第一句是说寒热对治的规则不能更改。但有例外,用了寒热对治反而加重,或变成寒热夹杂,产生新的证候,正确的治法该是什么呢?“诸寒之而热者,取之阴;热之而寒者,取之阳;所谓求其属也。”这回答,约等于没说。否则,还需要问“服寒而反热,服热而反寒,其故何也”吗?先回答原因,才是正理。
“治其王气是以反也”。啥叫治其王气呢?寒热对治,就叫治王。《难经》第七难云“其气以何月,各王几日?”五行占卜中的“旺相休囚死”用五行配四时的旺,王通旺,旺盛之意,也是当值的意思。比如四时王(旺)气,指的是寒热温凉、风寒暑湿。所以正确的方法,是不要寒热对治。也就是非风寒暑湿(燥火)的治法。使用寒热对治,针对六淫的对治,就会反而加重。
“不治王而然者何也?”那么,不用寒热(六淫)的对治,又该如何呢?“不治(王),五味属也。
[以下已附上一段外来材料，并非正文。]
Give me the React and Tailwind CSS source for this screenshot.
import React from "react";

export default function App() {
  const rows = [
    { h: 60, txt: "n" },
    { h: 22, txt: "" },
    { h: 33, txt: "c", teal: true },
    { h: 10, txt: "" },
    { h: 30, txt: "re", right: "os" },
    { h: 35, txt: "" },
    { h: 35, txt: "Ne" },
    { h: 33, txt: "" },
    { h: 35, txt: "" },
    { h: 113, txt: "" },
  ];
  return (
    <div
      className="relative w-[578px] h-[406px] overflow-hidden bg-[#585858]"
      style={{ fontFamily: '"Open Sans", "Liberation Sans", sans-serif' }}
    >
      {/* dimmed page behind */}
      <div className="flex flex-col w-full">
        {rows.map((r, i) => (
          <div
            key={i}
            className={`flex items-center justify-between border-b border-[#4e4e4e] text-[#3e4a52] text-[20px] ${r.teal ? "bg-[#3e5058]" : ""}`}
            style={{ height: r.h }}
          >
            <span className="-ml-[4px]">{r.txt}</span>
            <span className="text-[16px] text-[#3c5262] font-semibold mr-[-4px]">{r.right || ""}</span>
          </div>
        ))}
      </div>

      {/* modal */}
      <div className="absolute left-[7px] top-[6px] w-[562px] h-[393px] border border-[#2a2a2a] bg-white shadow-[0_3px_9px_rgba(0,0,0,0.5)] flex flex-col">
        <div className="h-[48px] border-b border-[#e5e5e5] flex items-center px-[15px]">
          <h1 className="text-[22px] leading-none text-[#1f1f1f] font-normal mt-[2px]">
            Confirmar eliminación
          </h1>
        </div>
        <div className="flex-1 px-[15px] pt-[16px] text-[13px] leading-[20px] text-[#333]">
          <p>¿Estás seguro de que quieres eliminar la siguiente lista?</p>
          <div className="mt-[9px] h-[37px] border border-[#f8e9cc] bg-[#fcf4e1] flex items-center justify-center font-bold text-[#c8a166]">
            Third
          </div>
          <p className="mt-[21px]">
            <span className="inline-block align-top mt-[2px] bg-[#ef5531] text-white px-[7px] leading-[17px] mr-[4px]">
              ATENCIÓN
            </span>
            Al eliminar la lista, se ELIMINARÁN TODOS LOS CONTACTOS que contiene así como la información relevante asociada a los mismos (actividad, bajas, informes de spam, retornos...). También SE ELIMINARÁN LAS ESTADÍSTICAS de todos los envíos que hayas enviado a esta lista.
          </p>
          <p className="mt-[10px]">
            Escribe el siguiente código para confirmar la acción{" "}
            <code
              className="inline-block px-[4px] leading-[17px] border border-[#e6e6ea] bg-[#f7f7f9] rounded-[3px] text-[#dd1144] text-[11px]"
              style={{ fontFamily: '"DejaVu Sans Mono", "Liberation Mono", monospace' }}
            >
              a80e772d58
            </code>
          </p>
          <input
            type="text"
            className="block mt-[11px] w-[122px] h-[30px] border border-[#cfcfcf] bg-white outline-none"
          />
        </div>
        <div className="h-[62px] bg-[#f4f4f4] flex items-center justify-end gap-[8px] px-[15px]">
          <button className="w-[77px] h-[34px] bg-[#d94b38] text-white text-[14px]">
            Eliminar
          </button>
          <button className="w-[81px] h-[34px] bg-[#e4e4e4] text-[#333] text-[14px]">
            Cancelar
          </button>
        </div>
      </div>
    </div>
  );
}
”非寒热对治,因为药物寒热温凉等,属于“偏性”,另外还有五味六味,尤其是平性的“味”不是针对寒热去治疗的,然后提到了酸苦甘辛咸与五脏相配,但忽略了重要的淡味。这不由得令人怀疑,这一篇同样是“非一人一时之作”,因为前面还提到了六味的两两相对,即“辛甘发散为阳,酸苦涌泄为阴,咸味涌泄为阴,淡味渗泄为阳。六者或收或散,或缓或急,或燥或润,或软或坚”,与脏腑无关。
《黄帝内经素问新校正》里面的王冰注,我就不引用了,因为王冰根本不懂。《圣济总录》也提到:“治寒以热,治热以寒,工所共知也,治寒以热而寒弥甚,治热以寒而热弥炽,殆未察五脏有阴阳之性,各因其类而取之耳。经不云乎,寒之而热者取之阴,热之而寒者取之阳。假有病热,施以寒剂,其热甚者,当益其肾,肾水既滋,热将自除,人有病寒,施以热剂,其寒甚者,当益其心,心火既壮,寒将自已。”也是因循王冰注而来。
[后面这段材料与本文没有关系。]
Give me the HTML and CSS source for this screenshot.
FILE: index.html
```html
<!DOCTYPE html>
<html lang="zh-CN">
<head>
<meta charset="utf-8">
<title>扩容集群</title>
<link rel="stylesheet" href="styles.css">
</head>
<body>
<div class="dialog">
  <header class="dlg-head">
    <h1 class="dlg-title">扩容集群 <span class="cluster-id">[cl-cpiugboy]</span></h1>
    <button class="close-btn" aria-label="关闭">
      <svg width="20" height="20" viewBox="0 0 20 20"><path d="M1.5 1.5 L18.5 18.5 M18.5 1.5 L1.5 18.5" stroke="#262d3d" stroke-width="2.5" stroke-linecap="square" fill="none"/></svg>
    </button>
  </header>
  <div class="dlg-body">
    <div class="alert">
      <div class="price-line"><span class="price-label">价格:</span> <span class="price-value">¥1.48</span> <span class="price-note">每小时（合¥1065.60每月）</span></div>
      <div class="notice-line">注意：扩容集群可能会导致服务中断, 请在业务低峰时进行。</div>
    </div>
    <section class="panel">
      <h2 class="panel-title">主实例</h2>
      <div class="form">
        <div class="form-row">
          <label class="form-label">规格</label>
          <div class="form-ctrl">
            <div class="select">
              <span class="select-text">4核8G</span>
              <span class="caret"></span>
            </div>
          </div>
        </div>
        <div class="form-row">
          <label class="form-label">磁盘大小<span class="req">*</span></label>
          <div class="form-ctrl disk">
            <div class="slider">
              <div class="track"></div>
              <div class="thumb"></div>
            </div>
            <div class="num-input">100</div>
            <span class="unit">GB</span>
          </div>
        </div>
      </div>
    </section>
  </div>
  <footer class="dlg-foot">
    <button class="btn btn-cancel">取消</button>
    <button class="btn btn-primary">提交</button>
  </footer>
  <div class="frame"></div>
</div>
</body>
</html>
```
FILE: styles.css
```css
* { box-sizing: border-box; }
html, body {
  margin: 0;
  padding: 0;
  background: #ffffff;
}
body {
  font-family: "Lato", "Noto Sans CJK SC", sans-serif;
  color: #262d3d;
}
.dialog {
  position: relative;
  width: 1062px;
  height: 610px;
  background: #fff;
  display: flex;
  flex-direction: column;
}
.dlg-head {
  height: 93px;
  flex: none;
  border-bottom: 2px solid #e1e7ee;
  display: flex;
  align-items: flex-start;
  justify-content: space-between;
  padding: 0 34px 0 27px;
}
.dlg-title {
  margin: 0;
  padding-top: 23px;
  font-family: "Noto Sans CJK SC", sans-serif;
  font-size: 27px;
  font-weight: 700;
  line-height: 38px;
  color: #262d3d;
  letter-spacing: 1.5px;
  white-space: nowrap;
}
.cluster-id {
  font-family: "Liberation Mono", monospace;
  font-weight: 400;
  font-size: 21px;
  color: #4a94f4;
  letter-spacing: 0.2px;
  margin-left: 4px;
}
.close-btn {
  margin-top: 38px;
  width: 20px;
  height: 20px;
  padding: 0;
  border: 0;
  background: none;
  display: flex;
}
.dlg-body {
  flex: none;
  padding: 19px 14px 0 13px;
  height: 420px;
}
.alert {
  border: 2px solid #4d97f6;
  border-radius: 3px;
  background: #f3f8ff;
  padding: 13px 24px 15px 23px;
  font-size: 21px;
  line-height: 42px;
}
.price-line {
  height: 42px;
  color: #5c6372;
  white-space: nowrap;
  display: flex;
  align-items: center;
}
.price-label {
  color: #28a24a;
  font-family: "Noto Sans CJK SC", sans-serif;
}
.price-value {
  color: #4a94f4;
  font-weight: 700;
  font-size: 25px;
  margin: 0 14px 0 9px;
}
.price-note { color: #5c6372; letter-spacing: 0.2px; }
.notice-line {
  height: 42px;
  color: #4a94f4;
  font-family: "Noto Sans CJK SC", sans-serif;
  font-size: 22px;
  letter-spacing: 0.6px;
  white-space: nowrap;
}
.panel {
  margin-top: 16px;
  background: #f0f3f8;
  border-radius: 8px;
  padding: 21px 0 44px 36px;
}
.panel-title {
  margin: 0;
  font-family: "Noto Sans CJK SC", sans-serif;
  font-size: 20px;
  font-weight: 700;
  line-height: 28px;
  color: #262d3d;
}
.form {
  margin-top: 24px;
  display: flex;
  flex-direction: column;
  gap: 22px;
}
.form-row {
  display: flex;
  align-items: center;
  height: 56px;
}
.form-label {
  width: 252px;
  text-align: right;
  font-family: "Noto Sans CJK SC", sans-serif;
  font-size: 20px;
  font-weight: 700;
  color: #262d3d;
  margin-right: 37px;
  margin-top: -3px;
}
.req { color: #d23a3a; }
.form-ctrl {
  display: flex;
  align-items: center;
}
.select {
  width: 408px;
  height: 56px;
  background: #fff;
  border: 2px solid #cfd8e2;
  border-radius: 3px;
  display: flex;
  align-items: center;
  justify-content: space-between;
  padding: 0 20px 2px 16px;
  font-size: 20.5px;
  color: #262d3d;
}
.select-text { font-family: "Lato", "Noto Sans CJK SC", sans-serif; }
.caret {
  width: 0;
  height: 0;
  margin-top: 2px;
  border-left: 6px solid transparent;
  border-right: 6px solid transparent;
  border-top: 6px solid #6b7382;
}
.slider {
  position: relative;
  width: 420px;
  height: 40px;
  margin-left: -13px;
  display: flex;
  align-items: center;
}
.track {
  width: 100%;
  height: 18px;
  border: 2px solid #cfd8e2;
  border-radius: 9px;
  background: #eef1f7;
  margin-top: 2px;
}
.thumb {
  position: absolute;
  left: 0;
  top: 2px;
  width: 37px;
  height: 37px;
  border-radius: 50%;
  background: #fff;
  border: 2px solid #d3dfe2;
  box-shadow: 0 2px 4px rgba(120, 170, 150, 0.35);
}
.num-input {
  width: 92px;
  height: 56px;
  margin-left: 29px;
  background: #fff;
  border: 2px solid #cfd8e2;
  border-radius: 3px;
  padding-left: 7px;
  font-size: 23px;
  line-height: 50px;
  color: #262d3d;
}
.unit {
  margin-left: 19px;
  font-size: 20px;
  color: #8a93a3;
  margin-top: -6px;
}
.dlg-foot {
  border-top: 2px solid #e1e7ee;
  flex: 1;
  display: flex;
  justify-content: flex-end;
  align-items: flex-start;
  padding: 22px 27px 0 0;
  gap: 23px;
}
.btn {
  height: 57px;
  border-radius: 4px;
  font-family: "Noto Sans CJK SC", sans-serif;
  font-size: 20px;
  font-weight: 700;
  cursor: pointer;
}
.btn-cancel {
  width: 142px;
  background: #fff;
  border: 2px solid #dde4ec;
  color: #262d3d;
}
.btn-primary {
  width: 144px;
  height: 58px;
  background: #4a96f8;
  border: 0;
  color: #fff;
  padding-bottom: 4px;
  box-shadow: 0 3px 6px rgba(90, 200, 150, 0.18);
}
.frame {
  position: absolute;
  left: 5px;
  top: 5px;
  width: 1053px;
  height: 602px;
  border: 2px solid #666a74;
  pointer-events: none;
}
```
举例为滋肾阴清热与“益心火”驱寒,补心火不是热剂吗?运气原文是指出寒热对治的错误,同时提出“性味”的用法要领。也就是寒热偏性祛邪,即汉代经方“本草石寒温”。而虚证所表现出来的寒热并非邪气实,而是正气、津液不足需要补益。这种寒热的补益,并不是只限于心肾两脏。
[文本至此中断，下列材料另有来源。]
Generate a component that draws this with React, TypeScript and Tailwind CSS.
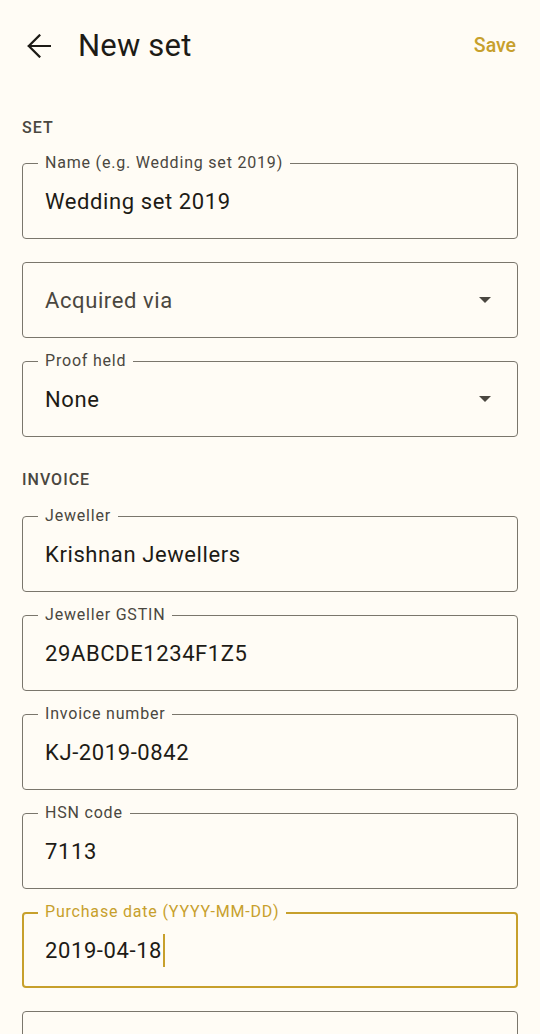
import { useState } from 'react'

const gold = 'text-[#c7a02c]'

function ArrowBack() {
  return (
    <svg width="24" height="24" viewBox="0 0 24 24" className="text-[#1d1b16]">
      <path
        d="M23 12H1.8M12.4 1.4L1.8 12l10.6 10.6"
        fill="none"
        stroke="currentColor"
        strokeWidth="2.2"
        strokeLinecap="square"
      />
    </svg>
  )
}

function Caret() {
  return (
    <svg width="12" height="6" viewBox="0 0 12 6" className="text-[#4a4740]">
      <path d="M0 0h12L6 6z" fill="currentColor" />
    </svg>
  )
}

function SectionLabel({ children }: { children: string }) {
  return (
    <div className="h-5 text-[16px] leading-5 font-medium tracking-[1px] text-[#4a4740]">
      {children}
    </div>
  )
}

type FieldProps = {
  label?: string
  value?: string
  placeholder?: string
  select?: boolean
  focused?: boolean
}

function Field({ label, value, placeholder, select, focused }: FieldProps) {
  return (
    <div
      className={
        focused
          ? 'relative h-[76px] rounded-[4px] border-2 border-[#c7a02c] flex items-center pl-[21px] pr-[25px]'
          : 'relative h-[76px] rounded-[4px] border border-[#7a766c] flex items-center pl-[22px] pr-[26px]'
      }
    >
      {label && (
        <span
          className={
            (focused ? 'left-[14px] -top-[11px] ' + gold : 'left-[15px] -top-[10px] text-[#4a4740]') +
            ' absolute px-[7px] bg-[#fffcf5] text-[16px] leading-[18px] tracking-[0.8px]'
          }
        >
          {label}
        </span>
      )}
      <div className="flex-1 flex items-center text-[22px] tracking-[0.6px]">
        {value ? (
          <span className="text-[#1d1b16]">{value}</span>
        ) : (
          <span className="text-[#4a4740]">{placeholder}</span>
        )}
        {focused && <span className="ml-[1px] w-[2px] h-[33px] bg-[#c7a02c]" />}
      </div>
      {select && <Caret />}
    </div>
  )
}

export default function App() {
  const [saved, setSaved] = useState(false)

  return (
    <div className="min-h-[1034px] h-[1034px] overflow-hidden bg-[#fffcf5] font-['Roboto',sans-serif]">
      {/* Top bar */}
      <div className="h-[92px] flex items-center pl-[27px] pr-[24px]">
        <ArrowBack />
        <h1 className="ml-[27px] flex-1 text-[31px] leading-9 text-[#1d1b16] tracking-[0.2px]">New set</h1>
        <button onClick={() => setSaved(!saved)} className={'text-[19.5px] font-medium ' + gold}>
          Save
        </button>
      </div>

      <div className="px-[22px] pt-[26px]">
        <SectionLabel>SET</SectionLabel>
        <div className="mt-[25px] flex flex-col gap-[23px]">
          <Field label="Name (e.g. Wedding set 2019)" value="Wedding set 2019" />
          <Field placeholder="Acquired via" select />
          <Field label="Proof held" value="None" select />
        </div>

        <div className="mt-[33px]">
          <SectionLabel>INVOICE</SectionLabel>
        </div>
        <div className="mt-[26px] flex flex-col gap-[23px]">
          <Field label="Jeweller" value="Krishnan Jewellers" />
          <Field label="Jeweller GSTIN" value="29ABCDE1234F1Z5" />
          <Field label="Invoice number" value="KJ-2019-0842" />
          <Field label="HSN code" value="7113" />
          <Field label="Purchase date (YYYY-MM-DD)" value="2019-04-18" focused />
          <Field label="" />
        </div>
      </div>
    </div>
  )
}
并且,将虚证“不治王”、非寒热对治方法,也归为寒热概念下,只讲脏腑寒热,反而不提五味。结果是虚实概念、两个不同寒热的概念混乱,好比后人新造的“寒热真假”概念,也是同样的失误。
因此,对于唐代以前的内治法,运气学的作者,可真正是有史以来的明白人,即经方水火之剂本寒温祛邪,是“治王”,而和剂依托平性的六味补虚或补虚而祛邪,不同于经方的“治王”。这意味着疾病原始定义是在虚实概念上,但到了运气学被误解之后,彻底完蛋,还连累了《伤寒论》。
关于《至真要大论》中的胜复用药规则:
厥阴之胜,治以甘清,佐以苦辛,以酸泻之。
少阴之胜,治以辛寒,佐以苦咸,以甘泻之。
太阴之胜,治以咸热,佐以辛甘,以苦泻之。
少阳之胜,治以辛寒,佐以甘咸,以甘泻之。
阳明之胜,治以酸温,佐以辛甘,以苦泻之。
太阳之胜,治以甘热,佐以辛酸,以咸泻之。
少阳之复,治以咸冷,佐以苦辛,以咸软之,以酸收之,辛以发之;发表不远热,无犯温凉。少阴同法。
可以看到,又没了淡味,完全是五味在这里循环。并且神奇的是,少阴之胜与少阳之胜,几乎完全一样,除了一个“佐以苦咸”另一个“佐以甘咸”,并且疑似抄讹,因为少阳之复,竟然“少阴同法”,那么其胜也该是完全一样的。
当然,这里面五味的搭配与循环,尤其是“之复”,又影响了后世的《辅行诀》,修改一下,就拿去当成了“经方药法”,其实作者连“经方”为何物都没弄清。胜复五味的搭配的法则,就不解析了,没有必要,并且其中的逻辑不自洽,有多套标准,这在以前已经多次说过,原因是六味的对治被改成五味,再配上“六经”,竟然出现了两经“同法”,是迫于无奈的五行五味凑数结果,于是就有了多套标准在其中,根本不能叫做理论。
最后再多啰嗦一句:五运六气理论溜熟的金元医家,为什么都不推算气运来诊断处方。我相信看到此文的同学,都会对运气学说有新的认识,不会再被无知者欺骗。